Brian Cox: Pattern, yes, before it was observed. It's almost like there's a message written in galaxies across the sky which is telling us something about this early universe. It is the textbook theory, the thing I've just described, called Inflation. The aim now is to test it as far as we can. We have some tests, and it's past the tests.
Alison Stewart: Let's try to get Mark in. Mark, real quick, what's your question?
Mark: My question is about Planck length and the subatomic world and the universe. What's going to be the smallest object, or can it be infinitely small?
Alison Stewart: Answer this in one second. One minute left.
Brian Cox: Way back, actually turn of the 20th century, Max Planck noticed that you can measure the strength of gravity, and you can measure the speed of light, and you can measure something called Planck's constant, which is associated with quantum mechanics and the way that light is emitted from things and so on. If you get those three things which are really fundamental, you can construct the length. You can make them into something that you can measure in meters. It's 10 to the -35 meters, which in English is 0.000 with 35 noughts, one of the meters, tiny length.
It seems to be really fundamental, a fundamental property of the universe. I'll give you one example of how it's fundamental, which is if you look at a black hole and you look at this thing which has a-- You can say, well, what's the event horizon which defines where this black hole is, where if you go inside, that you can't get out? The amount of information contained in the black hole is equal to the surface area of the event horizon of the black hole in square Planck lengths.

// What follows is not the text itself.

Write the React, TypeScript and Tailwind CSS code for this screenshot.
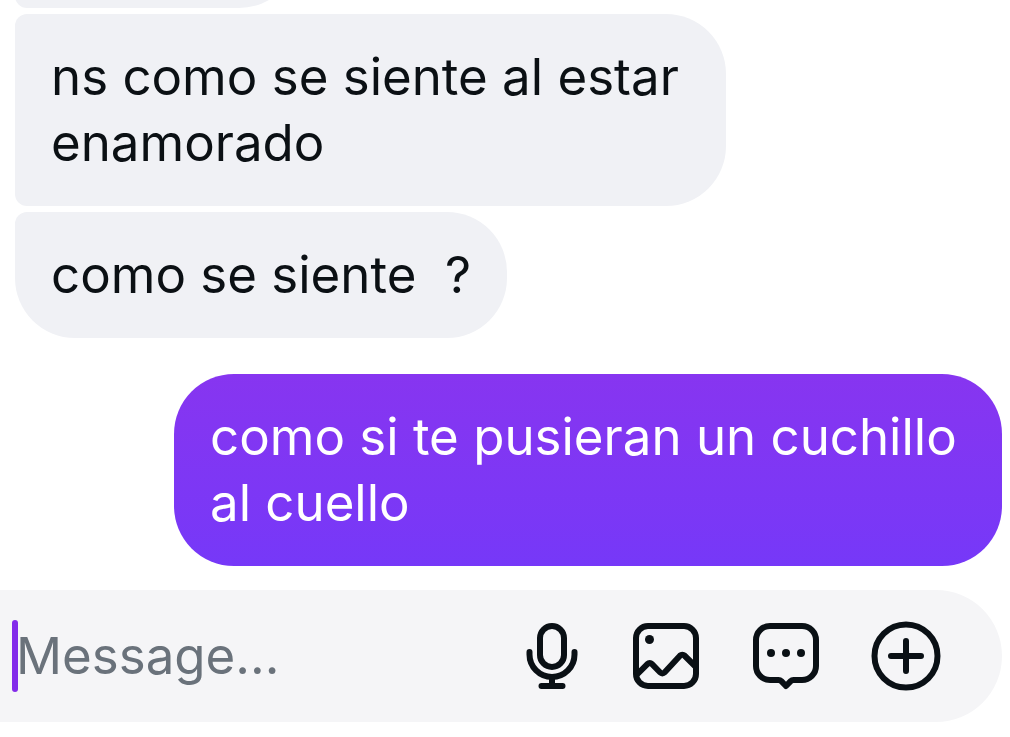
import type { ReactNode } from "react";

const shared = "px-9 py-[30px] text-[51px] leading-[66px]";

function Icon({ children }: { children: ReactNode }) {
  return (
    <svg
      viewBox="0 0 72 72"
      className="size-[72px]"
      fill="none"
      stroke="currentColor"
      strokeWidth="6"
      strokeLinecap="round"
      strokeLinejoin="round"
      aria-hidden="true"
    >
      {children}
    </svg>
  );
}

function ToolButton({ label, children }: { label: string; children: ReactNode }) {
  return (
    <button type="button" aria-label={label} className="shrink-0 text-[#0a1015]">
      <Icon>{children}</Icon>
    </button>
  );
}

export default function App() {
  return (
    <div className="overflow-hidden bg-white font-['Inter','Liberation_Sans',sans-serif] text-[#0b1014]">
      <main className="flex flex-col pr-2 pl-[15px]">
        <div className="flex h-2 items-end overflow-hidden">
          <div className="h-[126px] w-[284px] rounded-l-xl rounded-r-[60px] bg-[#f0f1f5]" />
        </div>
        <p className={`${shared} mt-1.5 w-[711px] max-w-full rounded-l-xl rounded-r-[60px] bg-[#f0f1f5]`}>
          ns como se siente al estar enamorado
        </p>
        <p
          className={`${shared} mt-1.5 self-start rounded-[60px] rounded-tl-xl bg-[#f0f1f5] whitespace-pre-wrap`}
        >
          {"como se siente  ?"}
        </p>
        <p
          className={`${shared} mt-9 w-[828px] max-w-full self-end rounded-[60px] bg-linear-to-b from-[#8735f0] to-[#7638f8] text-white`}
        >
          como si te pusieran un cuchillo al cuello
        </p>
      </main>
      <form
        className="mt-6 mr-2 flex items-center gap-12 rounded-r-full bg-[#f5f5f7] py-[30px] pr-[60px] pl-3"
        onSubmit={(event) => event.preventDefault()}
      >
        <div className="flex min-w-0 flex-1 items-center">
          <span className="h-[72px] w-1.5 shrink-0 rounded-full bg-[#832bea]" />
          <input
            type="text"
            aria-label="Message"
            placeholder="Message..."
            className="-ml-0.5 h-[72px] w-full min-w-0 bg-transparent text-[51px] caret-[#832bea] outline-none placeholder:text-[#6a727b]"
          />
        </div>
        <ToolButton label="Record voice message">
          <rect x="30" y="6" width="24" height="41" rx="12" />
          <path d="M19.5 32v2.5a22.5 22.5 0 0 0 45 0V32M42 57v9M31.5 66h21" />
        </ToolButton>
        <ToolButton label="Send photo">
          <rect x="6" y="6" width="60" height="60" rx="12" />
          <circle cx="19.5" cy="19.5" r="4.5" fill="currentColor" stroke="none" />
          <path
            strokeLinecap="butt"
            d="M6 55.5 17.6 43.9a3 3 0 0 1 4.2 0l8.4 8.6a3 3 0 0 0 4.3 0L50.2 35.5a3 3 0 0 1 4.2 0L66 47"
          />
        </ToolButton>
        <ToolButton label="Stickers">
          <path d="M20 6h32a14 14 0 0 1 14 14v26a14 14 0 0 1-14 14h-8.5a4 4 0 0 0-2.8 1.2L36 66l-4.7-4.8a4 4 0 0 0-2.8-1.2H20A14 14 0 0 1 6 46V20A14 14 0 0 1 20 6Z" />
          <g fill="currentColor" stroke="none">
            <circle cx="21" cy="33" r="4" />
            <circle cx="36" cy="33" r="4" />
            <circle cx="51" cy="33" r="4" />
          </g>
        </ToolButton>
        <ToolButton label="More options">
          <circle cx="36" cy="36" r="31.5" />
          <path d="M36 21v30M21 36h30" />
        </ToolButton>
      </form>
    </div>
  );
}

It's telling us something fundamental about space, and time, and information. I would say, yes, the Planck length is the smallest thing we can conceive of and it has any meaning in physics, 10 to the -35 meters.
Alison Stewart: My guest has been Brian Cox. Thank you for your time, Brian.
Brian Cox: My pleasure.
Alison Stewart: His show is called Horizons: A 21st Century Space Odyssey. It'll be coming to the US in spring. Check online for shows and tickets. I will meet you back here tomorrow.